In April 1992, the Soviet-backed Afghan communist government of Mohammad Najibullah could no longer sustain itself against the Afghan mujahideen. Ahmad Shah Massoud's mujahideen, allied with Sayyid Mansor's Ismailis and former communist general Abdul Rashid Dostum's forces, captured Afghanistan's major air force base Bagram, seventy kilometers north of Kabul. Senior communist generals and officials of the Najibullah administration acted as a transitional authority to transfer power to Ahmad Shah Massoud's alliance. The Kabul interim authority invited Massoud to enter Kabul as the new Head of State, but he held back. Massoud ordered his forces, positioned to the north of Kabul, not to enter the capital until a political solution was in place. He called on the senior party leaders based in exile in Peshawar to work out a political settlement acceptable to all sides and parties.

Meanwhile, other mujahideen factions were starting to advance towards the capital city Kabul from different sides, Gulbuddin Hekmatyar's Hezb-e Islami from the south, Abdul Rasul Sayyaf's Ittehad-e Islami from the west, Abdul Ali Mazari's Hezb-e Wahdat also from the west and the Hezb-e Islami Khalis from the east.

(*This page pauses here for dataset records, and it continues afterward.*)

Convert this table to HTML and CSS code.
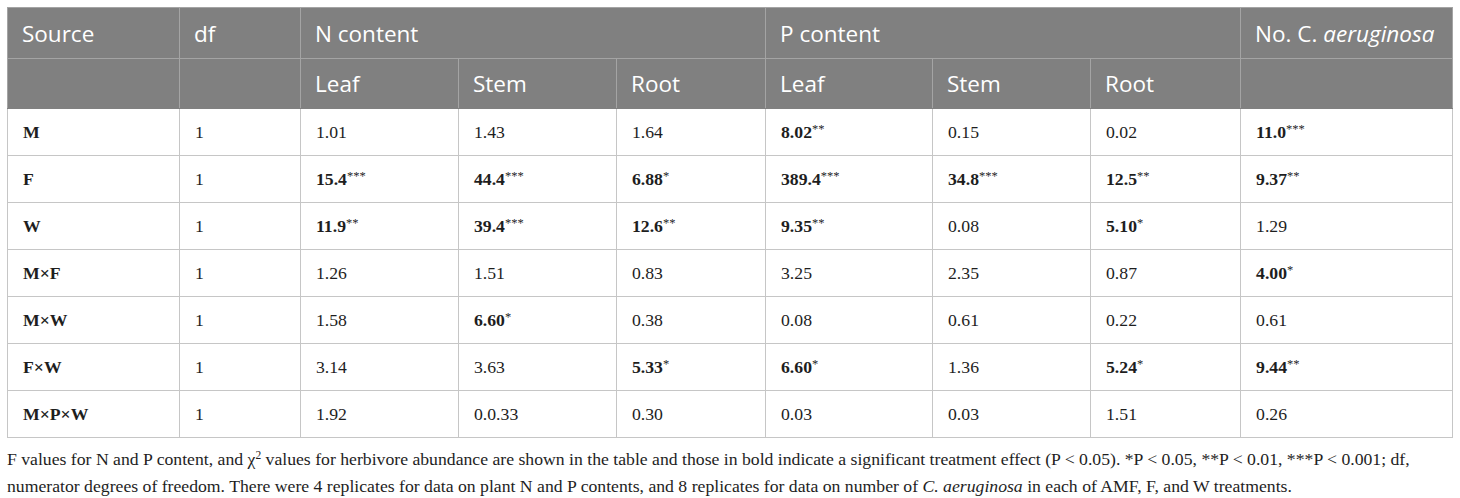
FILE: index.html
```html
<!DOCTYPE html>
<html>
<head>
<meta charset="utf-8">
<link rel="stylesheet" href="styles.css">
</head>
<body>
<div class="page">
<table class="data">
  <colgroup>
    <col class="c1"><col class="c2"><col class="c3"><col class="c4"><col class="c5"><col class="c6"><col class="c7"><col class="c8"><col class="c9">
  </colgroup>
  <thead>
    <tr class="h1">
      <th>Source</th>
      <th>df</th>
      <th colspan="3">N content</th>
      <th colspan="3">P content</th>
      <th>No. C. <i>aeruginosa</i></th>
    </tr>
    <tr class="h2">
      <th></th>
      <th></th>
      <th>Leaf</th><th>Stem</th><th>Root</th>
      <th>Leaf</th><th>Stem</th><th>Root</th>
      <th></th>
    </tr>
  </thead>
  <tbody>
    <tr>
      <td class="lbl">M</td><td>1</td><td>1.01</td><td>1.43</td><td>1.64</td>
      <td><b>8.02</b><sup>**</sup></td><td>0.15</td><td>0.02</td><td><b>11.0</b><sup>***</sup></td>
    </tr>
    <tr>
      <td class="lbl">F</td><td>1</td><td><b>15.4</b><sup>***</sup></td><td><b>44.4</b><sup>***</sup></td><td><b>6.88</b><sup>*</sup></td>
      <td><b>389.4</b><sup>***</sup></td><td><b>34.8</b><sup>***</sup></td><td><b>12.5</b><sup>**</sup></td><td><b>9.37</b><sup>**</sup></td>
    </tr>
    <tr>
      <td class="lbl">W</td><td>1</td><td><b>11.9</b><sup>**</sup></td><td><b>39.4</b><sup>***</sup></td><td><b>12.6</b><sup>**</sup></td>
      <td><b>9.35</b><sup>**</sup></td><td>0.08</td><td><b>5.10</b><sup>*</sup></td><td>1.29</td>
    </tr>
    <tr>
      <td class="lbl">M×F</td><td>1</td><td>1.26</td><td>1.51</td><td>0.83</td>
      <td>3.25</td><td>2.35</td><td>0.87</td><td><b>4.00</b><sup>*</sup></td>
    </tr>
    <tr>
      <td class="lbl">M×W</td><td>1</td><td>1.58</td><td><b>6.60</b><sup>*</sup></td><td>0.38</td>
      <td>0.08</td><td>0.61</td><td>0.22</td><td>0.61</td>
    </tr>
    <tr>
      <td class="lbl">F×W</td><td>1</td><td>3.14</td><td>3.63</td><td><b>5.33</b><sup>*</sup></td>
      <td><b>6.60</b><sup>*</sup></td><td>1.36</td><td><b>5.24</b><sup>*</sup></td><td><b>9.44</b><sup>**</sup></td>
    </tr>
    <tr>
      <td class="lbl">M×P×W</td><td>1</td><td>1.92</td><td>0.0.33</td><td>0.30</td>
      <td>0.03</td><td>0.03</td><td>1.51</td><td>0.26</td>
    </tr>
  </tbody>
</table>
<p class="note">F values for N and P content, and χ<sup class="sq">2</sup> values for herbivore abundance are shown in the table and those in bold indicate a significant treatment effect (P &lt; 0.05). *P &lt; 0.05, **P &lt; 0.01, ***P &lt; 0.001; df, numerator degrees of freedom. There were 4 replicates for data on plant N and P contents, and 8 replicates for data on number of <i>C. aeruginosa</i> in each of AMF, F, and W treatments.</p>
</div>
</body>
</html>
```

FILE: styles.css
```css
html, body {
  margin: 0;
  padding: 0;
  background: #ffffff;
}

.page {
  padding: 7px 8px 0 7px;
}

.data {
  border-collapse: collapse;
  table-layout: fixed;
  width: 1445px;
  border: 1px solid #c6c6c6;
}

.c1 { width: 172px; }
.c2 { width: 121px; }
.c3 { width: 158px; }
.c4 { width: 158px; }
.c5 { width: 149px; }
.c6 { width: 167px; }
.c7 { width: 158px; }
.c8 { width: 150px; }
.c9 { width: 212px; }

.data th {
  background: #808080;
  color: #ffffff;
  font-family: "Open Sans", "Noto Sans", sans-serif;
  font-weight: normal;
  font-size: 22.5px;
  text-align: left;
  padding: 0 0 0 14px;
  border: 1px solid #a4a4a4;
  white-space: nowrap;
}

.data .h1 th { height: 50px; }
.data .h2 th { height: 49px; border-bottom-color: #808080; }

.data td {
  font-family: "Liberation Serif", "Times New Roman", serif;
  font-size: 17.7px;
  color: #1e1e1e;
  height: 46px;
  padding: 0 0 0 15px;
  border: 1px solid #c6c6c6;
  text-align: left;
}

.data td b { font-weight: bold; }

.data td.lbl { font-weight: bold; }

.data sup {
  font-size: 12.5px;
  vertical-align: 5px;
  line-height: 0;
  font-weight: normal;
}

.note {
  margin: 8px 0 0 0;
  width: 1445px;
  font-family: "Liberation Serif", "Times New Roman", serif;
  font-size: 17.7px;
  line-height: 27px;
  color: #1e1e1e;
}

.note .sq {
  font-size: 11.5px;
  vertical-align: 6px;
  line-height: 0;
}
```
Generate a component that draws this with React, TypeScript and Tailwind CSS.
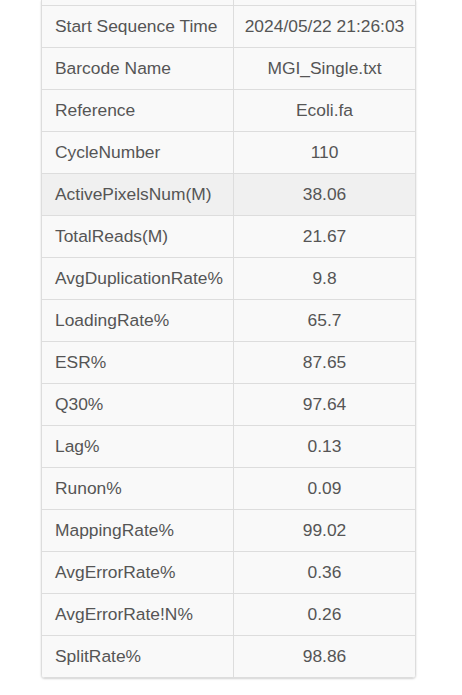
const rows: [string, string][] = [
  ['Start Sequence Time', '2024/05/22 21:26:03'],
  ['Barcode Name', 'MGI_Single.txt'],
  ['Reference', 'Ecoli.fa'],
  ['CycleNumber', '110'],
  ['ActivePixelsNum(M)', '38.06'],
  ['TotalReads(M)', '21.67'],
  ['AvgDuplicationRate%', '9.8'],
  ['LoadingRate%', '65.7'],
  ['ESR%', '87.65'],
  ['Q30%', '97.64'],
  ['Lag%', '0.13'],
  ['Runon%', '0.09'],
  ['MappingRate%', '99.02'],
  ['AvgErrorRate%', '0.36'],
  ['AvgErrorRate!N%', '0.26'],
  ['SplitRate%', '98.86'],
];

export default function App() {
  return (
    <div className="w-[462px] h-[695px] bg-white overflow-hidden">
      <div className="ml-[41px] w-[375px] border-x border-[#dddddd] rounded-b-[4px] shadow-[0_1px_2px_rgba(0,0,0,0.18)] overflow-hidden font-['Liberation_Sans',Arial,sans-serif] text-[17.4px] text-[#555555]">
        {/* row above, scrolled mostly out of view */}
        <div className="flex h-[6px] bg-[#f9f9f9] border-b border-[#dddddd]">
          <div className="w-[192px] border-r border-[#dddddd]" />
          <div className="flex-1" />
        </div>
        {rows.map(([k, v], i) => (
          <div
            key={k}
            className={`flex h-[42px] items-center border-b border-[#dddddd] ${i === 4 ? 'bg-[#f0f0f0]' : 'bg-[#f9f9f9]'}`}
          >
            <div className="w-[192px] h-full flex items-center pl-[13px] border-r border-[#dddddd]">{k}</div>
            <div className="flex-1 h-full flex items-center justify-center">{v}</div>
          </div>
        ))}
      </div>
    </div>
  );
}
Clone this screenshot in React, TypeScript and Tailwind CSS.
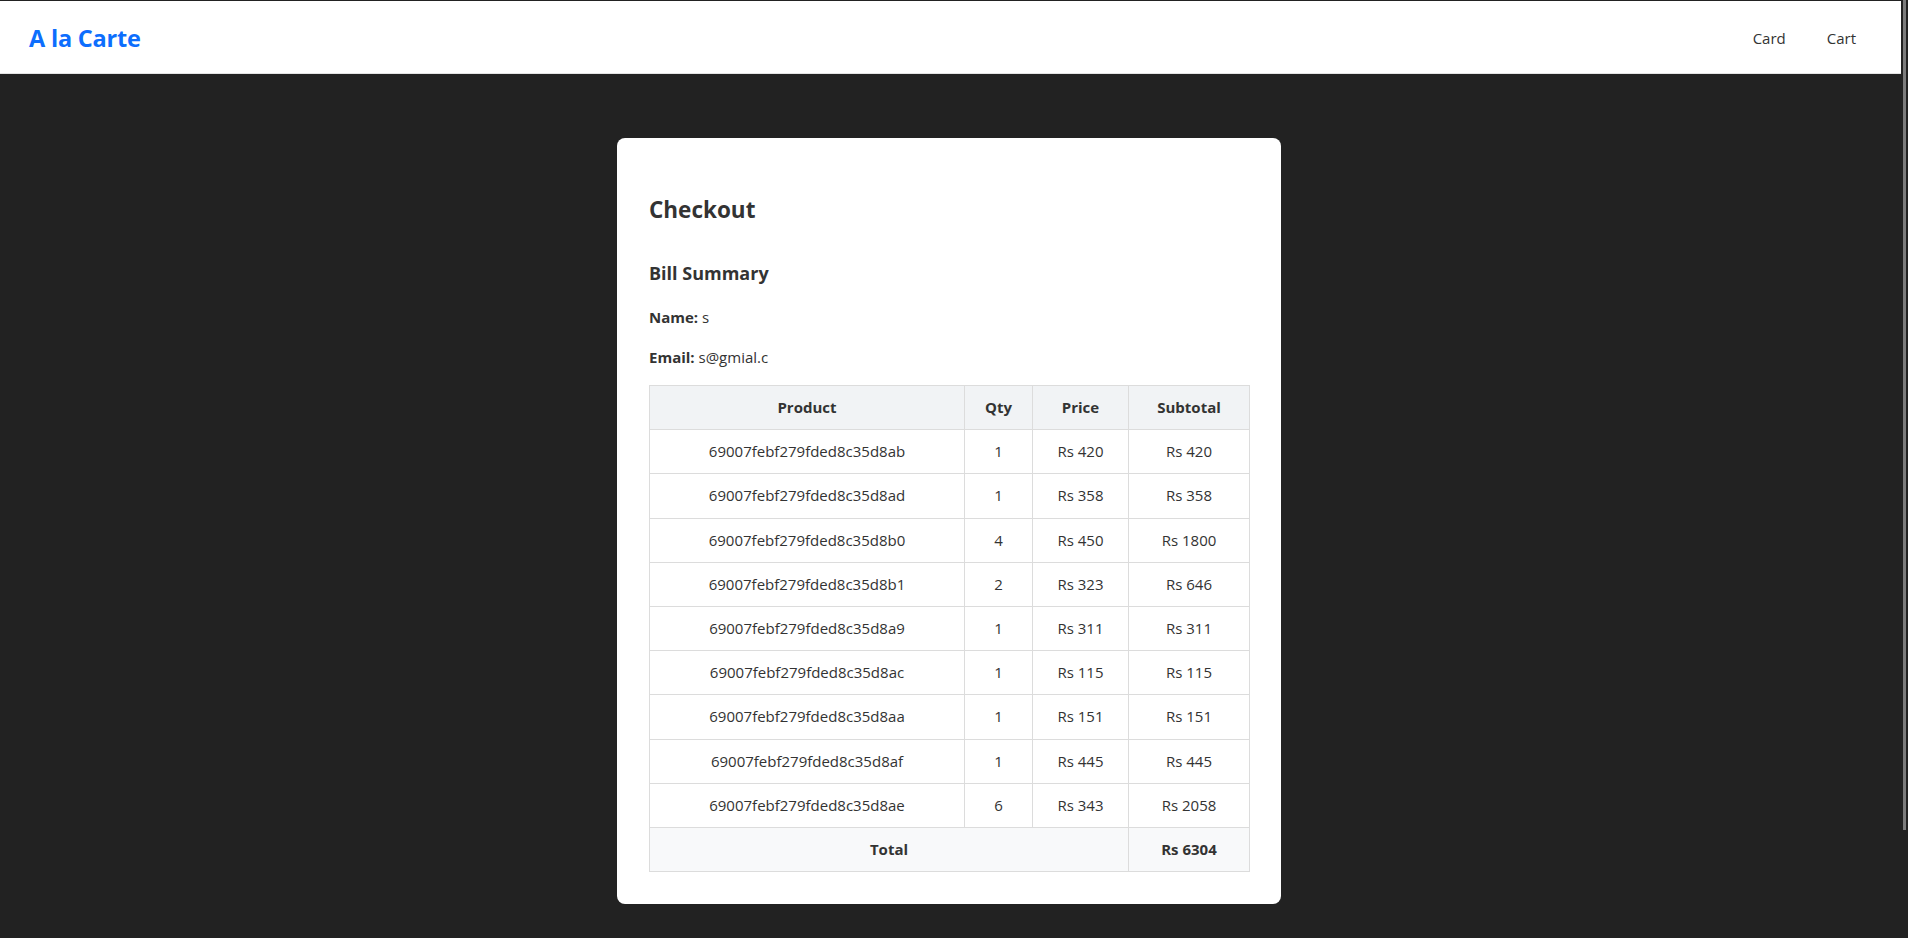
type Line = {
  id: string
  qty: number
  price: number
}

const lines: Line[] = [
  { id: '69007febf279fded8c35d8ab', qty: 1, price: 420 },
  { id: '69007febf279fded8c35d8ad', qty: 1, price: 358 },
  { id: '69007febf279fded8c35d8b0', qty: 4, price: 450 },
  { id: '69007febf279fded8c35d8b1', qty: 2, price: 323 },
  { id: '69007febf279fded8c35d8a9', qty: 1, price: 311 },
  { id: '69007febf279fded8c35d8ac', qty: 1, price: 115 },
  { id: '69007febf279fded8c35d8aa', qty: 1, price: 151 },
  { id: '69007febf279fded8c35d8af', qty: 1, price: 445 },
  { id: '69007febf279fded8c35d8ae', qty: 6, price: 343 },
]

function Navbar() {
  return (
    <nav className="h-[73px] bg-white border-b border-[#e3e3e3] flex items-center justify-between pl-[29px] pr-[45px] pt-[3px]">
      <a className="text-[23.5px] font-bold text-[#0d6efd] tracking-[-0.2px]">A la Carte</a>
      <div className="flex items-center gap-[41px] text-[15px] text-[#333]">
        <a>Card</a>
        <a>Cart</a>
      </div>
    </nav>
  )
}

export default function App() {
  const total = lines.reduce((sum, l) => sum + l.qty * l.price, 0)

  return (
    <div className="min-h-screen bg-[#222] flex" style={{ fontFamily: '"Open Sans", "Noto Sans", sans-serif' }}>
      <div className="flex-1 flex flex-col">
        <div className="h-px bg-[#222]" />
        <Navbar />

        <div className="pr-[3px]">
          <div className="w-[664px] mx-auto mt-[64px] bg-white rounded-lg px-8 pt-8 pb-8 text-[#333]">
            <h2 className="mt-[25px] text-[22.5px] leading-[29px] font-bold">Checkout</h2>
            <h3 className="mt-[37px] text-[18px] leading-6 font-bold">Bill Summary</h3>
            <p className="mt-[20px] text-[15px] leading-6">
              <span className="font-bold">Name:</span> s
            </p>
            <p className="mt-4 text-[15px] leading-6">
              <span className="font-bold">Email:</span> s@gmial.c
            </p>

            <table className="mt-4 w-[600px] table-fixed border-collapse text-[15px] text-center">
              <thead>
                <tr className="bg-[#f1f3f5]">
                  <th className="w-[315px] border border-[#dcdcdc] py-[10px] leading-[23.2px] font-bold">Product</th>
                  <th className="w-[68px] border border-[#dcdcdc] py-[10px] leading-[23.2px] font-bold">Qty</th>
                  <th className="w-[96px] border border-[#dcdcdc] py-[10px] leading-[23.2px] font-bold">Price</th>
                  <th className="w-[121px] border border-[#dcdcdc] py-[10px] leading-[23.2px] font-bold">Subtotal</th>
                </tr>
              </thead>
              <tbody>
                {lines.map((l) => (
                  <tr key={l.id}>
                    <td className="border border-[#dcdcdc] py-[10px] leading-[23.2px]">{l.id}</td>
                    <td className="border border-[#dcdcdc] py-[10px] leading-[23.2px]">{l.qty}</td>
                    <td className="border border-[#dcdcdc] py-[10px] leading-[23.2px]">Rs {l.price}</td>
                    <td className="border border-[#dcdcdc] py-[10px] leading-[23.2px]">Rs {l.qty * l.price}</td>
                  </tr>
                ))}
                <tr className="bg-[#f8f9fa]">
                  <td colSpan={3} className="border border-[#dcdcdc] py-[10px] leading-[23.2px] font-bold">Total</td>
                  <td className="border border-[#dcdcdc] py-[10px] leading-[23.2px] font-bold">Rs {total}</td>
                </tr>
              </tbody>
            </table>
          </div>
        </div>
      </div>

      <div className="w-[7px] pl-[2px]">
        <div className="w-[3px] h-[830px] bg-[#7c7c7c]" />
      </div>
    </div>
  )
}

The international community in the form of the United Nations and most Afghan political parties decided to appoint a legitimate national government, to succeed communist rule, through an elite settlement among the different resistance parties.

While the external Afghan party leaders were meeting in Peshawar, the military situation around Kabul involving the internal commanders was tense. While Massoud supported the Peshawar process of establishing a broad coalition government inclusive of all sides, Hekmatyar sought to become the sole ruler of Afghanistan stating, "In our country coalition government is impossible because, this way or another, it is going to be weak and incapable of stabilizing the situation in Afghanistan." Massoud pertained: "All the parties had participated in the war, in jihad in Afghanistan, so they had to have their share in the government, and in the formation of the government. Afghanistan is made up of different nationalities. We were worried about a national conflict between different tribes and different nationalities. In order to give everybody their own rights and also to avoid bloodshed in Kabul, we left the word to the parties so they should decide about the country as a whole. We talked about it for a temporary stage and then after that the ground should be prepared for a general election."

A recorded radio communication between the two leaders showed the divide as Massoud asked Hekmatyar: "The Kabul regime is ready to surrender, so instead of the fighting we should gather. ... The leaders are meeting in Peshawar. ... The troops should not enter Kabul, they should enter later on as part of the government." Hekmatyar's response: "We will march into Kabul with our naked sword. No one can stop us. ... Why should we meet the leaders?" Massoud answered: "It seems to me that you don't want to join the leaders in Peshawar nor stop your threat, and you are planning to enter Kabul ... in that case I must defend the people."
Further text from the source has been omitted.